A central contribution is the detailed workflow for creating hand‑drawn sketches. The process is divided into three stages. In the planning stage, designers articulate target users, usage contexts, design scope, and constraints, establishing a shared mental model. The sequential workflow stage encourages rapid low‑fidelity sketching followed by iterative feedback loops, embodying a “fail fast” philosophy that surfaces design flaws early. The detail stage refines sketches into high‑fidelity wireframes, explicitly addressing layout, interaction mechanisms, visual hierarchy, color, typography, and accessibility guidelines. This staged progression reduces communication overhead among multidisciplinary teams and minimizes costly rework.

The authors identify three systemic problems that currently hinder the HCI community: (a) a lack of explicit linkage among artifacts, leading to fragmented documentation; (b) overly abstract design principles (e.g., “user‑centered”, “consistent”) that are difficult to operationalize; and (c) mismatches between user requirements and technical constraints that surface late in development. To bridge these gaps, the paper proposes a “principle‑artifact mapping matrix.” Each design principle is mapped to the specific artifacts it should inform—for instance, the consistency principle is linked to both sketch artifacts and a component library, ensuring that visual consistency is checked during the sketching phase. This matrix serves as a decision‑support tool that clarifies which artifacts to consult when applying a given principle, thereby reducing interpretive variance.

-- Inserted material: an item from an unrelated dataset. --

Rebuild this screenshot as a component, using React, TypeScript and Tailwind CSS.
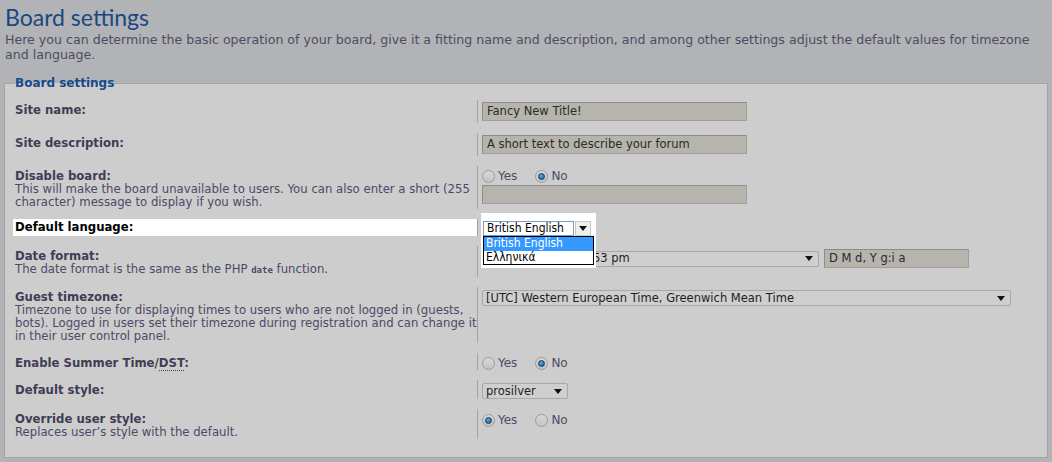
import React from "react";

interface RowProps {
  label: React.ReactNode;
  desc?: React.ReactNode;
  highlight?: boolean;
  ddClass?: string;
  children?: React.ReactNode;
}

function Arrow() {
  return (
    <svg width="8" height="5" viewBox="0 0 8 5" className="shrink-0">
      <polygon points="0,0 8,0 4,5" fill="#111" />
    </svg>
  );
}

function Radio({ checked, label }: { checked?: boolean; label: string }) {
  return (
    <span className="flex items-center mr-[18px]">
      <span className="w-[13px] h-[13px] rounded-full border border-[#9b9b9b] bg-gradient-to-b from-[#d8d8d8] to-[#c4c4c4] flex items-center justify-center">
        {checked && <span className="w-[7px] h-[7px] rounded-full bg-[radial-gradient(circle_at_40%_35%,#5fa8db,#12578f)] border border-[#0e3f66]" />}
      </span>
      <span className="ml-[3px] text-[12px] text-[#4c4a66]">{label}</span>
    </span>
  );
}

function TextBox({ value, w }: { value?: string; w: string }) {
  return (
    <div className={`${w} h-[19px] bg-[#b7b4ad] border border-[#a2a09a] border-t-[#8c8c8c] border-l-[#8c8c8c] pl-[4px] text-[11.5px] leading-[17px] text-[#2a2a2a] whitespace-nowrap`}>
      {value}
    </div>
  );
}

function Select({ value, w, hidden }: { value: string; w: string; hidden?: string }) {
  return (
    <div className={`${w} h-[16px] bg-[#cfcfcf] border border-[#a8a8a8] rounded-[2px] flex items-center justify-between pl-[3px] pr-[5px] text-[11.5px] text-[#1e1e1e] overflow-hidden whitespace-nowrap`}>
      <span className="flex">
        {hidden && <span className="w-[107px] text-right">{hidden}</span>}
        <span>{value}</span>
      </span>
      <Arrow />
    </div>
  );
}

function Row({ label, desc, highlight, ddClass, children }: RowProps) {
  return (
    <div className="flex">
      <div className="w-[462px] shrink-0">
        {highlight ? (
          <div className="bg-white -ml-[2px] pl-[2px] h-[17px] pt-[2px] text-black font-bold">{label}</div>
        ) : (
          <div className="pt-[4px] font-bold text-[#3e3e55]">{label}</div>
        )}
        {desc && <div className="text-[#4c4a66]">{desc}</div>}
      </div>
      <div className={`flex-1 border-l border-[#a3a3a3] pl-[4px] ${ddClass ?? "py-[2px]"}`}>{children}</div>
    </div>
  );
}

export default function App() {
  return (
    <div className="min-h-[462px] bg-[#b1b3b7] px-[4px] pt-[2px] font-['DejaVu_Sans',sans-serif] text-[11.7px] leading-[13px]">
      <h1 className="pl-[1px] font-['Lato',sans-serif] text-[23px] leading-[30px] text-[#1a4780]">Board settings</h1>
      <p className="pl-[1px] w-[1042px] text-[12.6px] leading-[15px] text-[#4d4d5f]">
        Here you can determine the basic operation of your board, give it a fitting name and description, and among other settings adjust the default values for timezone and language.
      </p>

      <fieldset className="mt-[14px] border border-[#a5a5a5] bg-[#cdcdcd] px-[10px] pb-[18px]">
        <legend className="px-0 text-[12px] leading-[14px] font-bold text-[#154a8c]">Board settings</legend>
        <div className="flex flex-col gap-[10px] pt-[10px]">
          <Row label="Site name:">
            <TextBox w="w-[265px]" value="Fancy New Title!" />
          </Row>
          <Row label="Site description:">
            <TextBox w="w-[265px]" value="A short text to describe your forum" />
          </Row>
          <Row
            label="Disable board:"
            desc={<>This will make the board unavailable to users. You can also enter a short (255<br />character) message to display if you wish.</>}
            ddClass="pt-[3px]"
          >
            <div className="flex items-center h-[15px] mb-[1px]">
              <Radio label="Yes" />
              <Radio checked label="No" />
            </div>
            <TextBox w="w-[265px]" />
          </Row>
          <Row label="Default language:" highlight ddClass="pt-0">
            <div className="relative h-[17px]">
              <div className="absolute left-[-1px] top-[-6px] w-[115px] h-[55px] bg-white z-10">
                <div className="flex mt-[8px] ml-[2px]">
                  <div className="w-[91px] h-[15px] border border-[#7f9db9] pl-[3px] text-[12px] leading-[13px] text-black font-['DejaVu_Sans_Condensed','DejaVu_Sans',sans-serif]">
                    British English
                  </div>
                  <div className="w-[16px] h-[15px] ml-[1px] border border-[#c8c8c8] bg-[#f0f0f0] flex items-center justify-center">
                    <Arrow />
                  </div>
                </div>
                <div className="w-[111px] border border-black bg-white ml-[2px] text-[12px] leading-[13px] font-['DejaVu_Sans_Condensed','DejaVu_Sans',sans-serif]">
                  <div className="bg-[#3399ff] text-white pl-[2px] h-[14px]">British English</div>
                  <div className="text-black pl-[2px] h-[13px]">Ελληνικά</div>
                </div>
              </div>
            </div>
          </Row>
          <Row
            label="Date format:"
            desc={<>The date format is the same as the PHP <code className="font-['DejaVu_Sans_Mono',monospace] text-[9px] font-bold">date</code> function.</>}
            ddClass="pt-[3px]"
          >
            <div className="flex items-center gap-[5px]">
              <Select w="w-[337px]" hidden="Jan 16, 2012 4:" value="53 pm" />
              <TextBox w="w-[145px]" value="D M d, Y g:i a" />
            </div>
          </Row>
          <Row
            label="Guest timezone:"
            desc={<>Timezone to use for displaying times to users who are not logged in (guests,<br />bots). Logged in users set their timezone during registration and can change it<br />in their user control panel.</>}
            ddClass="pt-[3px]"
          >
            <Select w="w-[529px]" value="[UTC] Western European Time, Greenwich Mean Time" />
          </Row>
          <Row
            label={<>Enable Summer Time/<abbr className="no-underline border-b border-dotted border-[#3e3e55]">DST</abbr>:</>}
            ddClass="pt-[3px]"
          >
            <div className="flex items-center h-[14px]">
              <Radio label="Yes" />
              <Radio checked label="No" />
            </div>
          </Row>
          <Row label="Default style:" ddClass="pt-[3px]">
            <Select w="w-[86px]" value="prosilver" />
          </Row>
          <Row label="Override user style:" desc="Replaces user’s style with the default." ddClass="pt-[4px]">
            <div className="flex items-center h-[14px]">
              <Radio checked label="Yes" />
              <Radio label="No" />
            </div>
          </Row>
        </div>
      </fieldset>
    </div>
  );
}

Four overarching goals guide the framework: (1) strengthening user‑centered design by embedding user context early; (2) ensuring reproducibility of the design process through standardized templates and version‑controlled artifact repositories; (3) boosting multidisciplinary collaboration efficiency by sharing a common set of artifacts; and (4) improving overall design quality through systematic principle‑artifact alignment. The reproducibility goal is especially emphasized: each design stage produces a templated deliverable stored in a version‑control system, enabling future maintenance teams to trace design rationale accurately.

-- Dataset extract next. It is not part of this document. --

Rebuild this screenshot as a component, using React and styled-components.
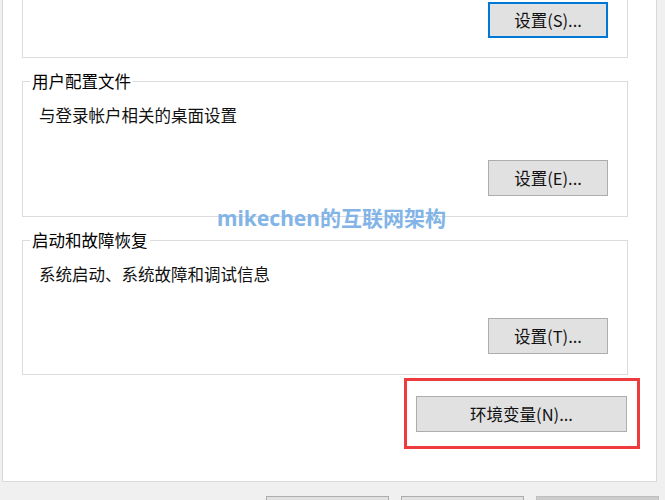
import React from "react";
import styled, { createGlobalStyle, css } from "styled-components";

const GlobalStyle = createGlobalStyle`
  html, body {
    margin: 0;
    padding: 0;
    background: #f0f0f0;
    overflow: hidden;
  }
  * { box-sizing: border-box; }
`;

const Window = styled.div`
  position: relative;
  width: 665px;
  height: 500px;
  overflow: hidden;
  padding-left: 2px;
  background: #f0f0f0;
  font-family: "Noto Sans CJK SC", "Noto Sans", sans-serif;
  font-size: 16.5px;
  line-height: 20px;
  color: #111;
`;

const TabPage = styled.div`
  width: 655px;
  height: 482px;
  background: #ffffff;
  border: 1px solid #d9d9d9;
  border-top: none;
  padding: 0 28px 0 19px;
  display: flex;
  flex-direction: column;
`;

const ClippedGroup = styled.div`
  border: 1px solid #dcdcdc;
  border-top: none;
  padding: 2px 19px 19px 16px;
  display: flex;
  justify-content: flex-end;
`;

const Group = styled.fieldset`
  margin: 13px 0 0 0;
  padding: 0;
  min-width: 0;
  border: 1px solid #dcdcdc;
`;

const Legend = styled.legend`
  margin-left: 7px;
  padding: 0 2px;
  line-height: 20px;
  color: #000;
`;

const GroupBody = styled.div`
  padding: 14px 19px 20px 16px;
  display: flex;
  flex-direction: column;
`;

const Desc = styled.div`
  line-height: 20px;
  color: #111;
`;

const ButtonRow = styled.div`
  display: flex;
  justify-content: flex-end;
  margin-top: ${(p) => p.$gap || 0}px;
`;

const Button = styled.button`
  width: ${(p) => p.$w || 120}px;
  height: 36px;
  font-family: inherit;
  font-size: 16.5px;
  line-height: 20px;
  color: #111;
  background: #e1e1e1;
  border: 1px solid #adadad;
  border-radius: 0;
  padding: 0;
  display: flex;
  align-items: center;
  justify-content: center;
  flex: none;
  ${(p) =>
    p.$focused &&
    css`
      border: 2px solid #0078d7;
    `}
  ${(p) =>
    p.$disabled &&
    css`
      background: #cccccc;
      border-color: #bfbfbf;
      color: #838383;
    `}
`;

const EnvRow = styled.div`
  display: flex;
  justify-content: flex-end;
  margin-top: 3px;
  margin-right: -12px;
`;

const Highlight = styled.div`
  border: 3px solid #ee3b3e;
  padding: 15px 10px 14px 9px;
  display: flex;
`;

const DialogButtons = styled.div`
  display: flex;
  justify-content: flex-end;
  gap: 12px;
  padding: 14px 6px 0 0;
`;

const Watermark = styled.div`
  position: absolute;
  left: 217px;
  top: 206px;
  font-family: "Noto Sans", "Noto Sans CJK SC", sans-serif;
  font-weight: 700;
  font-size: 21px;
  line-height: 24px;
  color: #82b4e7;
  white-space: nowrap;
  pointer-events: none;
`;

const sections = [
  { title: "用户配置文件", desc: "与登录帐户相关的桌面设置", btn: "设置(E)...", gap: 35 },
  { title: "启动和故障恢复", desc: "系统启动、系统故障和调试信息", btn: "设置(T)...", gap: 34 },
];

export default function App() {
  return (
    <>
      <GlobalStyle />
      <Window>
        <TabPage>
          <ClippedGroup>
            <Button $focused>设置(S)...</Button>
          </ClippedGroup>
          {sections.map((s) => (
            <Group key={s.title}>
              <Legend>{s.title}</Legend>
              <GroupBody>
                <Desc>{s.desc}</Desc>
                <ButtonRow $gap={s.gap}>
                  <Button>{s.btn}</Button>
                </ButtonRow>
              </GroupBody>
            </Group>
          ))}
          <EnvRow>
            <Highlight>
              <Button $w={211}>环境变量(N)...</Button>
            </Highlight>
          </EnvRow>
        </TabPage>
        <DialogButtons>
          <Button $w={123} aria-label="确定" />
          <Button $w={123} aria-label="取消" />
          <Button $w={123} $disabled aria-label="应用(A)" />
        </DialogButtons>
        <Watermark>mikechen的互联网架构</Watermark>
      </Window>
    </>
  );
}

The methodology is validated through a case study involving a hypothetical mobile health‑care application. The authors walk through the full pipeline: defining eight core requirements (privacy, real‑time feedback, etc.), authoring three usage scenarios (exercise logging, heart‑rate monitoring, goal setting), extracting five key use cases, and iteratively producing sketches across three low‑fidelity rounds before finalizing high‑fidelity wireframes. At each step, the principle‑artifact matrix is applied as a checklist, confirming that consistency, accessibility, and feedback principles are satisfied. The case study reports that out of seven identified usability issues in the initial prototype, five were resolved during the design phases, resulting in a 15 % improvement in UI consistency scores. Additionally, the standardized documentation and version‑controlled artifacts reduced inter‑team communication time by roughly 20 %.

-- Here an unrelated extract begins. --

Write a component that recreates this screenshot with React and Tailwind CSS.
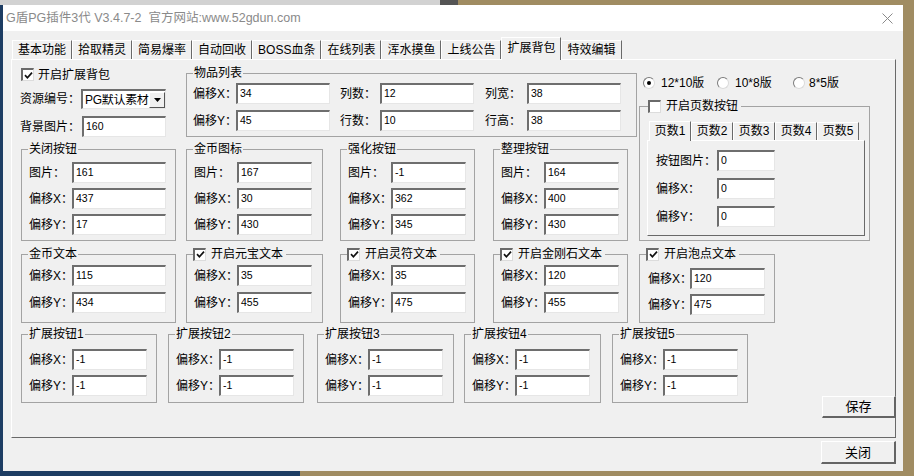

In the discussion, the authors argue that their artifact‑centric, principle‑aligned framework effectively reduces design complexity, enhances traceability, and improves design outcomes. However, they acknowledge limitations: the mapping matrix and templates have yet to be tested across diverse domains (e.g., finance, education), and the manual nature of sketch iteration may benefit from tool‑supported automation. Future research directions include (i) cross‑domain validation of the matrix, (ii) integration with digital design tools to enable real‑time artifact linking and analytics, and (iii) quantifying design principles into measurable quality metrics.

Overall, the paper contributes a pragmatic, reproducible process that unifies requirements, scenarios, use cases, and sketches under a common set of design principles, offering HCI practitioners a concrete pathway to manage complexity, ensure consistency, and deliver higher‑quality user interfaces.